Following the coronavirus (COVID-19) pandemic, the Dutch government has stressed in its statements in the Development Committee the importance of steering multilateral development finance sharply towards green and inclusive recovery and published this request with like-minded partners in The Guardian. In multilateral development banks, the Dutch government calls for climate leadership, full Paris alignment by 2030 and phasing out fossil fuel finance.
In terms of environment/nature more broadly, the Dutch government has set out in a letter to Parliament dated April 2020 how it intends to strengthen its efforts on international biodiversity further. Given both the increasing urgency of biodiversity loss and as a signal to the ongoing negotiations under the Convention on Biological Diversity (CBD), the Government committed to increasing its contribution to international biodiversity as well as to a stronger focus on biodiversity as a crosscutting issue, connecting it more strongly to its efforts on, in particular, climate, water and food security.
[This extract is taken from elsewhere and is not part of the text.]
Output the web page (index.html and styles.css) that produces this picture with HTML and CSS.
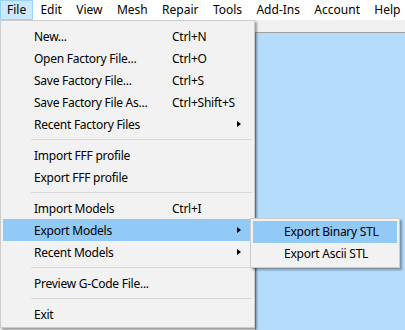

They are in the process of doing this through including biodiversity more systematically in project development and assessment standards and procedures, among other ways.
Dutch ambitions and support to halt deforestation have intensified since 2020 (letter) as its approach links climate goals with biodiversity goals and the achievement of the Sustainable Development Goals (SDGs). The Netherlands has advocated for an ambitious EU regulation to stop deforestation, in co‑operation with the Amsterdam Declarations Partnership (declaration).